An academic institutional review board met weekly and reviewed 114 consecutive clinical cases from June 1, 2023, through September 30, 2023. The study’s researchers provided ChatGPT (version 3.5) prompts for the same patients regarding their clinical information, surgical outcome, pathologic, and available molecular results. They then directed the AI to provide “the single best treatment option for the clinical scenario” from the following options: chemotherapy, radiation, combined chemoradiation, targeted/ immunotherapy, surgery, surveillance, clinical trial, other, and undecided. The ChatGPT’s output was then compared to the MTB’s treatment selection.

Of the 114 cases reviewed, the gynecologic cancer sites consisted of 42.1% endometrial/uterine (n = 48), 37.7% ovarian (n = 43), 7.9% other/not defined (n = 9), 7.0% vulvar (n = 8), and 5.3% cervical (n = 6). The MTB’s most common recommendation for all disease sites was chemotherapy alone at 35.1% (n = 40), followed by surveillance at 18.4% (n = 21) and other at 10.5% (n = 12). For 36 of the clinical cases, ChatGPT provided more than the prompted single recommendation, and within this group of treatment selections, 72.2% (n = 26) matched the MTB recommendation.

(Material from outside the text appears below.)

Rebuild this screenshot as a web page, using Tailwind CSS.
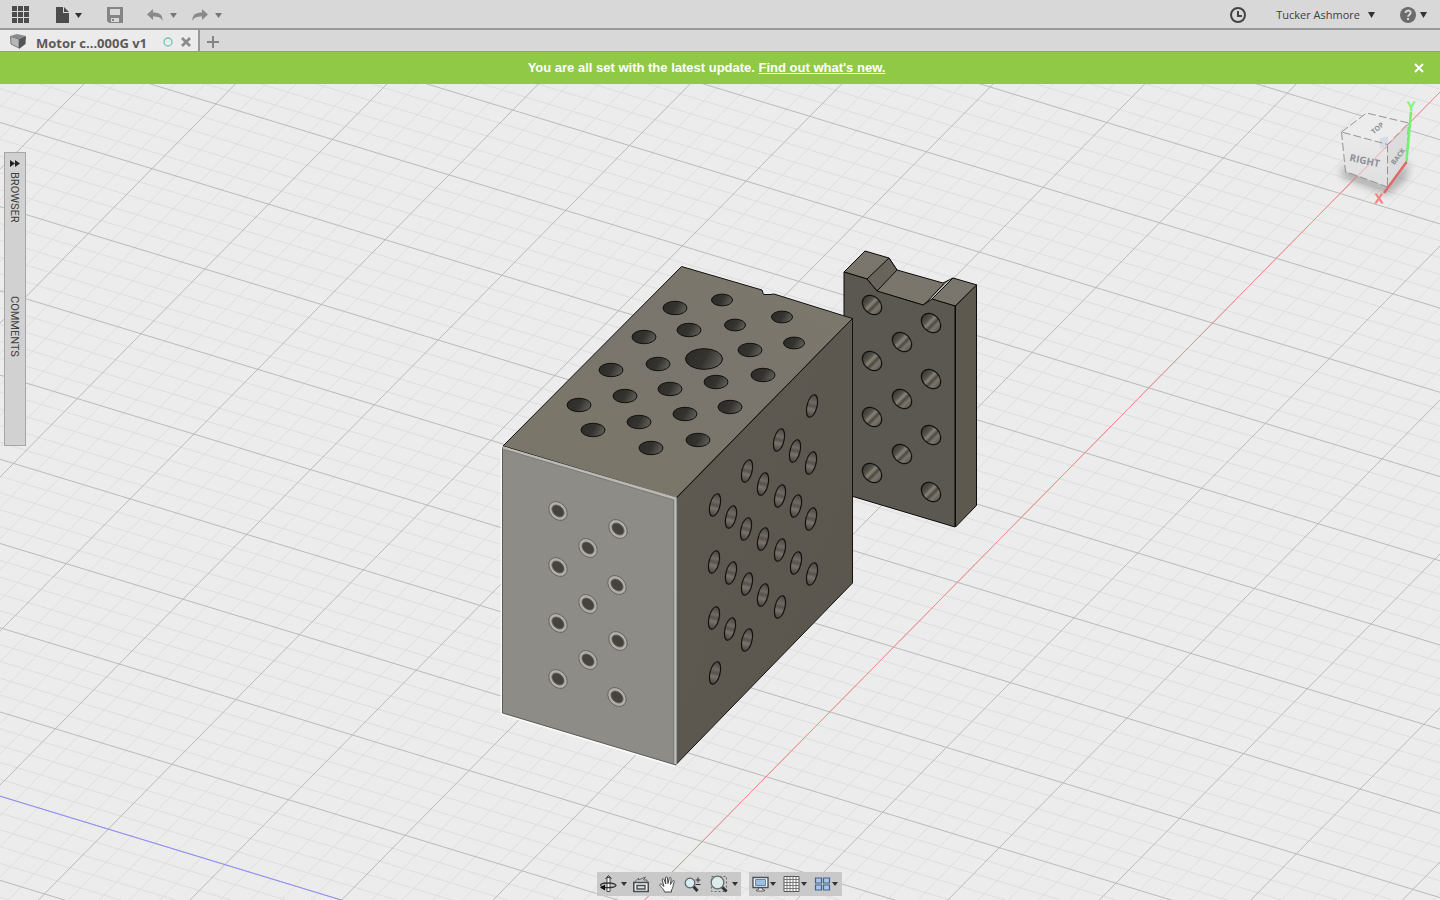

The ChatGPT decisions agreed with the MTB treatment decisions in 45.6% (95% CI 0.25-0.45, P < .001) of all cases, with surveillance being the highest correctly provided output by ChatGPT, consistent with 66.7% (n = 14/21) of cases given this recommendation by the MTB.

When the data was stratified by tumor location, the interobserver agreement was highest for cervical sites (n = 6) at 83.3% with a kappa of 0.76 (95% CI 0.40-1.1, P < .001). For the other/not defined group, the agreement was lowest at 22.2% with a kappa of 0.13 (95% CI -0.12-0.38, P = .2) If the MTB was undecided, ChatGPT chose single decisions in 86% (n = 6/7) of cases and provided the option of discussed but not selected.

The study found that the majority of ChatGPT’s treatment recommendations did not agree with final academic MTB decisions. The authors suggests that because of this low level of concordance and the lack of treatment details within ChatGPT's recommendations, human evaluation is still necessary for thorough patient presentation assessment.


Source: Rios-Doria E, Wang JY, Rodriguez I, et al. Artificial intelligence powered insights: Assessment of ChatGPT's treatment recommendations in gynecologic oncology. Presented at the 2024 Society of Gynecologic Oncology (SGO) Annual Meeting on Women’s Cancer; March 16-March 18, 2024. San Diego, California.